My personal experience, thoughts and review of my lone Startup Weekend

A team discussing their startup idea in a room.

I actually participated in this Startup Weekend event a very long time ago and did it in Auckland, New Zealand. It was something that I had wanted to do since I was really getting into business and entrepreneurship.

I had read the Lean Startup book (which many of the concepts influence this event) and Running Lean. I felt that I was ready for a challenge and that this was the next step for me.

So from what I remember about it, I will take you through what the event looked and feeled like for me!

The first day

You arrive Friday evening, check-in, get your badge and are meant to socialize until the Startup Weekend event officially kicks off.

Likely there will be drinks and food provided during the check-in period. If you happen to come towards the end of the check-in period, say if you are coming to the event right after work, you will probably miss out on getting something.

As the food usually doesn’t last very long!

After the check-in period, the official event will kick off with some speeches and a presentation. They explain what the schedule of events are for each day and give you some quick tips about presenting and general startup processes to help you throughout the weekend.

Immediately after, they ask all participants who want to pitch an idea to come down onto the stage. They do try to encourage everyone to do it.

These pitches happen one after the other and you’re given 60 seconds to pitch your startup idea.

Once all the pitches are finished, those who did pitch an idea are given a blank sheet of poster paper and 3-5 minutes to write/draw on it to try to “sell” their idea as best as they can on paper. The aim of the poster is to get other participants to want to join your team.

After this time limit, all the idea pitchers will go hang up their posters in the communal room.

In addition, every single event participant (including those who pitched ideas) gets 3 sticky dots. These sticky dots are the way you cast votes for ideas that you want to work on.

Finally, everyone who didn’t pitch an idea is let into the communal room to begin the team forming process.

Pitchers will yell out their idea to the crowd and try to get other participants to put one of their sticky dots on their poster.

Participants walk around and try to find an idea that interests them the most, and when they do, they add one of their sticky dots to the poster paper.

As time goes by, the posters that have no sticky dots on them slowly get taken down. Then those that only have 1, 2, 3, etc…, get pulled down.

Event organizers keep repeating that process (pulling posters down) until there are only enough ideas left to be able to split participants into groups of 5-8 people.

This whole team forming process goes by super fast and eventually everyone is on a team that (hopefully) they wanted to be part of.

Once all the teams are formed, everyone goes to a table to start chatting and working. Usually everyone introduces themselves and their backgrounds. Then the idea pitcher starts talking more about their idea and everyone starts discussing it.

Volunteers will walk around and from time to time stop by each table to see how each group is progressing. Sometimes they will even give some mentoring help if someone has questions or if they need help with something specific.

Each group starts breaking up to do tasks and what things everyone can work on. Some of these tasks are things like…
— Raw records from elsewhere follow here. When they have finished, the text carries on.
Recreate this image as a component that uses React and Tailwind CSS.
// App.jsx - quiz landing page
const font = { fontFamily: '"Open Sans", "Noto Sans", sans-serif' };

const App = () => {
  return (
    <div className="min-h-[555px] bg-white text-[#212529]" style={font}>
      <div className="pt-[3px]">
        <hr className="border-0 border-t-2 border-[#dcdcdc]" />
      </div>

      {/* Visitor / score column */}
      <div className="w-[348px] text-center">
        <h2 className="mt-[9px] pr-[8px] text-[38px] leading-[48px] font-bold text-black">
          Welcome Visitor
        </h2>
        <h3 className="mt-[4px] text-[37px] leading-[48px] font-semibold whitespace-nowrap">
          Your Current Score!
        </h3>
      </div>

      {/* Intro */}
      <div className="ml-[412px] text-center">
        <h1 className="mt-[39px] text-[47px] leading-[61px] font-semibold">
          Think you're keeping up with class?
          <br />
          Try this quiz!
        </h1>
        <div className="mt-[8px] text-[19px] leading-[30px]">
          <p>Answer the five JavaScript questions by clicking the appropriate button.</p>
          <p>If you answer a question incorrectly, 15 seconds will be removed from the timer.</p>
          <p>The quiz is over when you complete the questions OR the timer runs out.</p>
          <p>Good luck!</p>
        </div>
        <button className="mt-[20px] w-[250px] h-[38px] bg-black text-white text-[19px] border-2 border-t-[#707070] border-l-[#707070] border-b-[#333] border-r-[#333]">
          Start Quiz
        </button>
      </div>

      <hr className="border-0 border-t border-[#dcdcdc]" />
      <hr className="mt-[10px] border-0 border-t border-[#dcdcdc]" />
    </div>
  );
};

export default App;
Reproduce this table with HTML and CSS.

  • Do research about the idea online.
  • Identify the problem and solution that you are trying to solve in more detail
  • Think about possible issues/problems with the idea.
  • How can the idea be turned into a business that makes money?
  • Competitor research
  • Figuring out your unique value proposition
  • Figuring out who the target market or audience is.
  • Market research (talking to strangers/ your target audience)
  • Making/conducting surveys
  • Coding if necessary
  • Coming up with a name and logo

There are so many things that need to be done and you have to do them all in an efficient manner!

You are allowed to stay and work as late as you want, or until the building is closed. This could be around 1am and then you come back the next day as early as 7am for breakfast.

The good thing at this event is that they do want you to sleep and not work 24/7!

The second day

Saturday morning starts off early with everyone feeling a bit drained, tired and the excitement from the previous day having been worn off a bit.

It starts off with breakfast and everyone slowly starts arriving back to the building.

Some people though simply never come back to the event this day and certain teams may have to deal with a reduced team size of between 1-3 people.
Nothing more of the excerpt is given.